Fall From Grace

Fall From Grace

Fall From Grace by J. Edward Ritchie (Fantasy)

Fall From Grace is a riveting fictional account of the heavenly schism that turns brother angels Michael and Satanail into arch enemies, destroys the peace and tranquility of heaven, and results in the emergence of Satan and the concept of eternal damnation.

Designated by the Creator as His Word and His Hand, respectively, Michael and Satanail are the most highly revered among the seven Seraphim — the highest order in the angelic hierarchy. In an environment free from discord, they have always maintained a good-natured rivalry built on mutual respect and brotherly love. But when the Creator reveals the existence of mankind only to Michael, Satanail is filled with resentment — an unfamiliar emotion he strives to contain. To make matters worse, Michael states that the Creator expects the angels to protect mankind from destroying itself. Satanail argues against such subservience, his anger boiling into rebellion and open defiance. Angels at all levels are forced to choose sides as a battle between good and evil commences.

J. Edward Ritchie has researched the religious and mythological lore of celestial beings to produce a fascinating, complex heavenly society populated by three-dimensional characters with strong personalities, unique capabilities, and credible emotions and motives. Satanail is a likeable individual, and his metamorphosis into Satan is not without internal conflict. The familiar archangels of my childhood — Gabriel, Michael, and Raphael — are among the seven Seraphim with dominion over seven regions of heaven, each contributing to the needs of the heavenly population known as the Host. Ritchie’s use of language is eloquent, in keeping with the nature of the story to be told, and he captured my interest from the very beginning. Battle scenes and other scenes do contain a fair amount of gory detail.

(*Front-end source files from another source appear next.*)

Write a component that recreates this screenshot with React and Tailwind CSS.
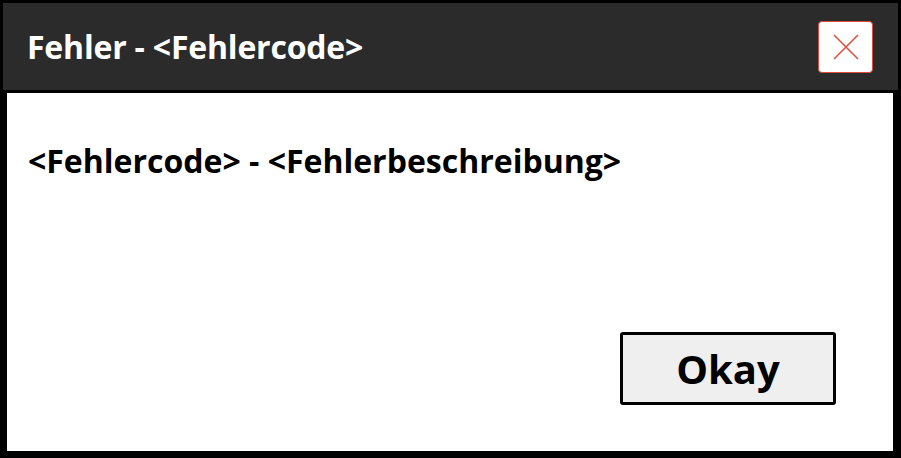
export default function App() {
  return (
    <div className="w-[901px] h-[458px] bg-black flex flex-col" style={{ fontFamily: '"Open Sans", "Noto Sans", sans-serif' }}>
      <div className="mx-[3px] mt-[3px] h-[87px] bg-[#2b2b2b] flex items-center justify-between pl-6 pr-[25px]">
        <h1 className="text-white font-bold text-[32px] leading-none tracking-[-0.2px]">Fehler - &lt;Fehlercode&gt;</h1>
        <button className="w-[55px] h-[52px] bg-white border border-[#e04a3a] rounded-[4px] flex items-center justify-center">
          <svg width="26" height="26" viewBox="0 0 26 26" fill="none" stroke="#e04a3a" strokeWidth="1.5">
            <path d="M1 1 L25 25 M25 1 L1 25" />
          </svg>
        </button>
      </div>
      <div className="ml-[7px] mr-[8px] mt-[3px] mb-[7px] flex-1 bg-white flex flex-col justify-between pl-[21px] pr-[57px] pt-[52px] pb-[46px]">
        <p className="text-black font-bold text-[32px] leading-none">&lt;Fehlercode&gt; - &lt;Fehlerbeschreibung&gt;</p>
        <div className="flex justify-end">
          <button className="w-[216px] h-[73px] bg-[#efefef] border-[3px] border-black rounded-[3px] text-black font-bold text-[40px] leading-none">Okay</button>
        </div>
      </div>
    </div>
  );
}
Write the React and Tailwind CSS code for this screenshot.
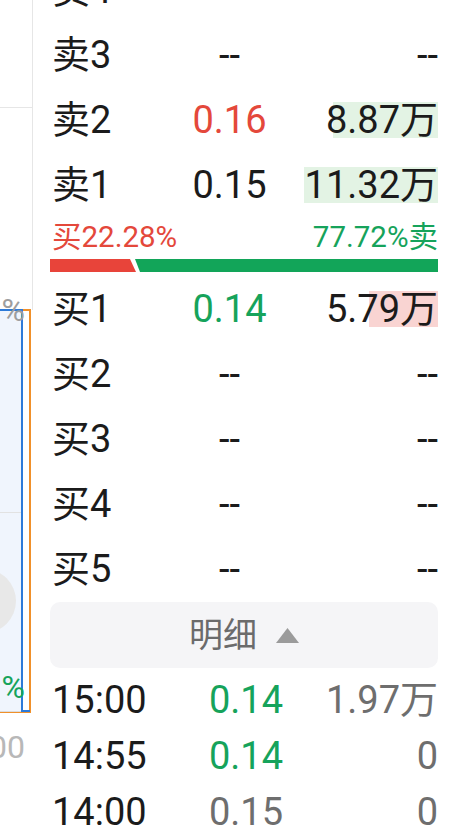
import React from 'react';

const FONT = { fontFamily: 'Roboto, "Noto Sans CJK SC", sans-serif' };

const ASKS = [
  { label: '卖4', price: '--', vol: '--' },
  { label: '卖3', price: '--', vol: '--' },
  { label: '卖2', price: '0.16', vol: '8.87万', tone: 'up', bar: 8.87 },
  { label: '卖1', price: '0.15', vol: '11.32万', bar: 11.32 },
];

const BIDS = [
  { label: '买1', price: '0.14', vol: '5.79万', tone: 'down', bar: 5.79, bid: true },
  { label: '买2', price: '--', vol: '--' },
  { label: '买3', price: '--', vol: '--' },
  { label: '买4', price: '--', vol: '--' },
  { label: '买5', price: '--', vol: '--' },
];

const TICKS = [
  { time: '15:00', price: '0.14', vol: '1.97万', tone: 'down' },
  { time: '14:55', price: '0.14', vol: '0', tone: 'down' },
  { time: '14:00', price: '0.15', vol: '0' },
];

const MAX_VOL = 11.32;
const MAX_BAR = 134;

const toneClass = (tone) =>
  tone === 'up' ? 'text-[#e4483b]' : tone === 'down' ? 'text-[#16a35b]' : 'text-[#1b1b1b]';

function QuoteRow({ row }) {
  return (
    <div className="flex items-center h-[65px] text-[38px] leading-none text-[#1b1b1b] whitespace-nowrap">
      <span className="w-[130px]">{row.label}</span>
      <span className={`w-[95px] text-center ${toneClass(row.tone)}`}>{row.price}</span>
      <span className="relative flex-1 text-right">
        {row.bar && (
          <span
            className={`absolute right-0 top-1/2 -translate-y-1/2 h-[36px] ${
              row.bid ? 'bg-[#f9d4d2]' : 'bg-[#e3f3e4]'
            }`}
            style={{ width: (row.bar / MAX_VOL) * MAX_BAR }}
          />
        )}
        <span className="relative">{row.vol}</span>
      </span>
    </div>
  );
}

function SideStrip() {
  return (
    <div className="relative w-[33px] h-full shrink-0 overflow-hidden">
      <div className="absolute right-0 top-0 w-[1.5px] h-[310px] bg-[#e6e6e6]" />
      <div className="absolute left-0 top-[107px] w-[32px] h-px bg-[#e6e6e6]" />
      <div className="absolute -left-[10px] top-[309px] w-[41px] h-[404px] border-2 border-[#f0902a]" />
      <div className="absolute -left-[10px] top-[309px] w-[33px] h-[403px] border-2 border-b-0 border-[#2d7ad8] bg-[#f0f5fd]" />
      <div className="absolute left-[21px] top-[710px] w-[9px] h-[2px] bg-[#2d7ad8]" />
      <div className="absolute left-0 top-[711px] w-[21px] h-px bg-[#dcdcdc]" />
      <div className="absolute left-0 top-[512px] w-[21px] h-px bg-[#e2e2e2]" />
      <div className="absolute -left-[48px] top-[569px] w-[64px] h-[64px] rounded-full bg-[#e8e8e8]" />
      <span className="absolute right-[8px] top-[294px] text-[32px] leading-none text-[#9e9e9e]">%</span>
      <span className="absolute right-[8px] top-[671px] text-[32px] leading-none text-[#16a35b]">%</span>
      <span className="absolute right-[8px] top-[731px] text-[32px] leading-none text-[#b8b8b8]">00</span>
    </div>
  );
}

export default function App() {
  return (
    <div className="w-[452px] h-[835px] overflow-hidden bg-white flex" style={FONT}>
      <SideStrip />

      <div className="flex-1 pl-[19px] pr-[14px]">
        <div className="-mt-[43px]">
          {ASKS.map((row) => (
            <QuoteRow key={row.label} row={row} />
          ))}
        </div>

        <div className="flex items-center justify-between h-[42px] text-[29.5px] leading-none whitespace-nowrap">
          <span className="text-[#e4483b]">买22.28%</span>
          <span className="text-[#16a35b]">77.72%卖</span>
        </div>

        <svg className="block -ml-[2px] w-[388px] h-[13px]" viewBox="0 0 388 13" preserveAspectRatio="none">
          <polygon points="0,0 80,0 86,13 0,13" fill="#e8443a" />
          <polygon points="85,0 388,0 388,13 90,13" fill="#12a559" />
        </svg>

        <div className="mt-[4px]">
          {BIDS.map((row) => (
            <QuoteRow key={row.label} row={row} />
          ))}
        </div>

        <button className="-ml-[2px] w-[388px] h-[66px] mt-px rounded-[10px] bg-[#f5f5f7] flex items-center justify-center gap-[19px]">
          <span className="text-[34px] leading-none text-[#6b6b6b]">明细</span>
          <svg width="23" height="15" viewBox="0 0 23 15">
            <polygon points="11.5,0 23,15 0,15" fill="#9b9b9b" />
          </svg>
        </button>

        <div className="mt-[4px]">
          {TICKS.map((t) => (
            <div key={t.time} className="flex items-center h-[56px] text-[38px] leading-none whitespace-nowrap">
              <span className="w-[140px] text-[#1b1b1b]">{t.time}</span>
              <span className={`w-[91px] text-right ${t.tone ? toneClass(t.tone) : 'text-[#6e6e6e]'}`}>
                {t.price}
              </span>
              <span className="flex-1 text-right text-[#6e6e6e]">{t.vol}</span>
            </div>
          ))}
        </div>
      </div>
    </div>
  );
}
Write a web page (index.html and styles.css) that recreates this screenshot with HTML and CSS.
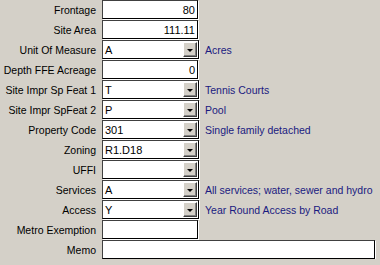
FILE: index.html
```html
<!DOCTYPE html>
<html lang="en">
<head>
    <meta charset="UTF-8">
    <title>Site Details</title>
    <link rel="stylesheet" href="styles.css">
</head>
<body>
    <div class="form">
        <div class="label">Frontage</div>
        <div class="field num">80</div>
        <div class="desc"></div>

        <div class="label">Site Area</div>
        <div class="field num">111.11</div>
        <div class="desc"></div>

        <div class="label">Unit Of Measure</div>
        <div class="field combo"><span class="val">A</span><span class="btn"><span class="arrow"></span></span></div>
        <div class="desc">Acres</div>

        <div class="label">Depth FFE Acreage</div>
        <div class="field num">0</div>
        <div class="desc"></div>

        <div class="label">Site Impr Sp Feat 1</div>
        <div class="field combo"><span class="val">T</span><span class="btn"><span class="arrow"></span></span></div>
        <div class="desc">Tennis Courts</div>

        <div class="label">Site Impr SpFeat 2</div>
        <div class="field combo"><span class="val">P</span><span class="btn"><span class="arrow"></span></span></div>
        <div class="desc">Pool</div>

        <div class="label">Property Code</div>
        <div class="field combo"><span class="val">301</span><span class="btn"><span class="arrow"></span></span></div>
        <div class="desc">Single family detached</div>

        <div class="label">Zoning</div>
        <div class="field combo"><span class="val">R1.D18</span><span class="btn"><span class="arrow"></span></span></div>
        <div class="desc"></div>

        <div class="label">UFFI</div>
        <div class="field combo"><span class="val"></span><span class="btn"><span class="arrow"></span></span></div>
        <div class="desc"></div>

        <div class="label">Services</div>
        <div class="field combo"><span class="val">A</span><span class="btn"><span class="arrow"></span></span></div>
        <div class="desc">All services; water, sewer and hydro</div>

        <div class="label">Access</div>
        <div class="field combo"><span class="val">Y</span><span class="btn"><span class="arrow"></span></span></div>
        <div class="desc">Year Round Access by Road</div>

        <div class="label">Metro Exemption</div>
        <div class="field"></div>
        <div class="desc"></div>

        <div class="label">Memo</div>
        <div class="field memo"></div>
    </div>
</body>
</html>
```

FILE: styles.css
```css
body {
    margin: 0;
    background-color: #d4d0c8;
    font-family: 'Liberation Sans', Arial, sans-serif;
    font-size: 10.5px;
    color: #000;
}

.form {
    display: grid;
    grid-template-columns: 96px 97px minmax(0, 1fr);
    grid-auto-rows: 19px;
    column-gap: 6px;
    row-gap: 1px;
    padding: 0 5px 0 0;
}

.label {
    display: flex;
    align-items: center;
    justify-content: flex-end;
    white-space: nowrap;
}

.field {
    box-sizing: border-box;
    background-color: #fff;
    border: 1px solid #000;
    border-top-color: #404040;
    border-left-color: #404040;
    box-shadow: 1px 1px 0 #fff;
    display: flex;
    align-items: center;
    padding: 0 2px;
    width: 96px;
    font-size: 11px;
}

.num {
    justify-content: flex-end;
}

.combo {
    width: 97px;
    padding: 0 1px 0 2px;
}

.val {
    flex: 1;
}

.btn {
    box-sizing: border-box;
    width: 14px;
    height: 15px;
    background-color: #d4d0c8;
    border: 1px solid;
    border-color: #fff #404040 #404040 #fff;
    box-shadow: inset -1px -1px 0 #808080;
    display: flex;
    align-items: center;
    justify-content: center;
}

.arrow {
    width: 0;
    height: 0;
    border-left: 3px solid transparent;
    border-right: 3px solid transparent;
    border-top: 3px solid #000;
    margin-top: 1px;
}

.desc {
    display: flex;
    align-items: center;
    color: #1a1a80;
    white-space: nowrap;
}

.memo {
    grid-column: 2 / 4;
    width: auto;
}
```
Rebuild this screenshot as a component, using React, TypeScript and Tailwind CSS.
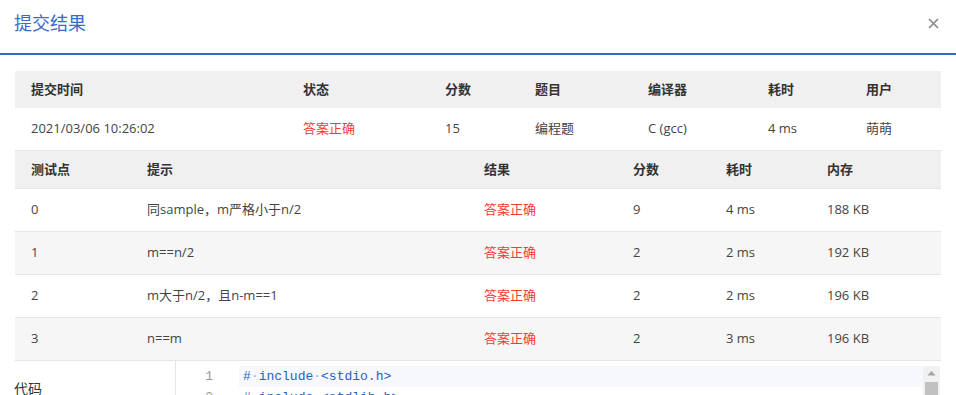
const summaryCols = ["272px", "142px", "90px", "113px", "120px", "98px", "91px"];
const caseCols = ["116px", "337px", "149px", "93px", "101px", "130px"];

const cases = [
  { id: "0", hint: "同sample，m严格小于n/2", score: "9", time: "4 ms", mem: "188 KB" },
  { id: "1", hint: "m==n/2", score: "2", time: "2 ms", mem: "192 KB" },
  { id: "2", hint: "m大于n/2，且n-m==1", score: "2", time: "2 ms", mem: "196 KB" },
  { id: "3", hint: "n==m", score: "2", time: "3 ms", mem: "196 KB" },
];

function Cell({ children, red }: { children: React.ReactNode; red?: boolean }) {
  return (
    <div className={`pl-4 flex items-center whitespace-nowrap ${red ? "text-[#f53a35]" : ""}`}>
      {children}
    </div>
  );
}

function Dot() {
  return <span className="text-[#9fb3d1]">·</span>;
}

export default function App() {
  return (
    <div
      className="w-[956px] h-[395px] overflow-hidden bg-white text-[13px] text-[#444]"
      style={{ fontFamily: '"Open Sans", "Noto Sans CJK SC", sans-serif' }}
    >
      <div className="h-[55px] flex items-center justify-between pl-[14px] pr-[17px] border-b-2 border-[#3567c6]">
        <span className="text-[18px] text-[#3a6bc9] -mt-[6px]">提交结果</span>
        <svg width="11" height="11" viewBox="0 0 11 11" className="-mt-[6px]">
          <path d="M1 1L10 10M10 1L1 10" stroke="#8a8a8a" strokeWidth="1.7" />
        </svg>
      </div>

      <div className="mx-[15px] mt-[16px]">
        <div
          className="grid h-[37px] bg-[#f0f0f0] font-semibold text-[#333]"
          style={{ gridTemplateColumns: summaryCols.join(" ") }}
        >
          {["提交时间", "状态", "分数", "题目", "编译器", "耗时", "用户"].map((h) => (
            <Cell key={h}>{h}</Cell>
          ))}
        </div>
        <div
          className="grid h-[43px] border-b border-[#e6e6e6]"
          style={{ gridTemplateColumns: summaryCols.join(" ") }}
        >
          <Cell>2021/03/06 10:26:02</Cell>
          <Cell red>答案正确</Cell>
          <Cell>15</Cell>
          <Cell>编程题</Cell>
          <Cell>C (gcc)</Cell>
          <Cell>4 ms</Cell>
          <Cell>萌萌</Cell>
        </div>

        <div
          className="grid h-[38px] bg-[#f0f0f0] font-semibold text-[#333] border-b border-[#e6e6e6]"
          style={{ gridTemplateColumns: caseCols.join(" ") }}
        >
          {["测试点", "提示", "结果", "分数", "耗时", "内存"].map((h) => (
            <Cell key={h}>{h}</Cell>
          ))}
        </div>
        {cases.map((c, i) => (
          <div
            key={c.id}
            className={`grid h-[43px] border-b border-[#e6e6e6] ${i % 2 ? "bg-[#f6f6f6]" : "bg-white"}`}
            style={{ gridTemplateColumns: caseCols.join(" ") }}
          >
            <Cell>{c.id}</Cell>
            <Cell>{c.hint}</Cell>
            <Cell red>答案正确</Cell>
            <Cell>{c.score}</Cell>
            <Cell>{c.time}</Cell>
            <Cell>{c.mem}</Cell>
          </div>
        ))}
      </div>

      <div className="flex h-[40px]">
        <div className="w-[175px] pl-[14px] pt-[17px] text-[14px] text-[#333]">代码</div>
        <div className="flex-1 mr-[16px] border-l border-[#e6e6e6] flex pt-[5px]">
          <div
            className="flex-1 text-[13px] leading-[21px]"
            style={{ fontFamily: '"Liberation Mono", monospace' }}
          >
            <div className="flex">
              <div className="w-[63px] pr-[26px] text-right text-[#999]">1</div>
              <div className="flex-1 bg-[#f6f8fb] pl-[4px] text-[#2462c2]">
                #<Dot />include<Dot />&lt;stdio.h&gt;
              </div>
            </div>
            <div className="flex">
              <div className="w-[63px] pr-[26px] text-right text-[#999]">2</div>
              <div className="flex-1 pl-[4px] text-[#2462c2]">
                #<Dot />include<Dot />&lt;stdlib.h&gt;
              </div>
            </div>
          </div>
          <div className="w-[17px] bg-[#f1f1f1] flex flex-col items-center">
            <svg width="9" height="6" viewBox="0 0 9 6" className="mt-[4px]">
              <path d="M0.5 5.5L4.5 1L8.5 5.5Z" fill="#a3a3a3" />
            </svg>
            <div className="mt-[6px] w-[13px] flex-1 bg-[#c1c1c1]" />
          </div>
        </div>
      </div>
    </div>
  );
}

All in all, I found it to be a very satisfying book with a number of important messages, including this from Gabriel when Michael suffers from profound doubts about the decisions he has made: “I believe that we all have roles in this life. Maybe they’re not the ones we’d hoped for, maybe we even stray from them, but they’re ours to own. So we do it, because that’s what needs to be done. Those who can’t understand that will always be followers, never leaders.”

Grandma gives Fall From Grace five stars. 5 stars

Bella Reads and Reviews received a free copy from the author in return for an honest review.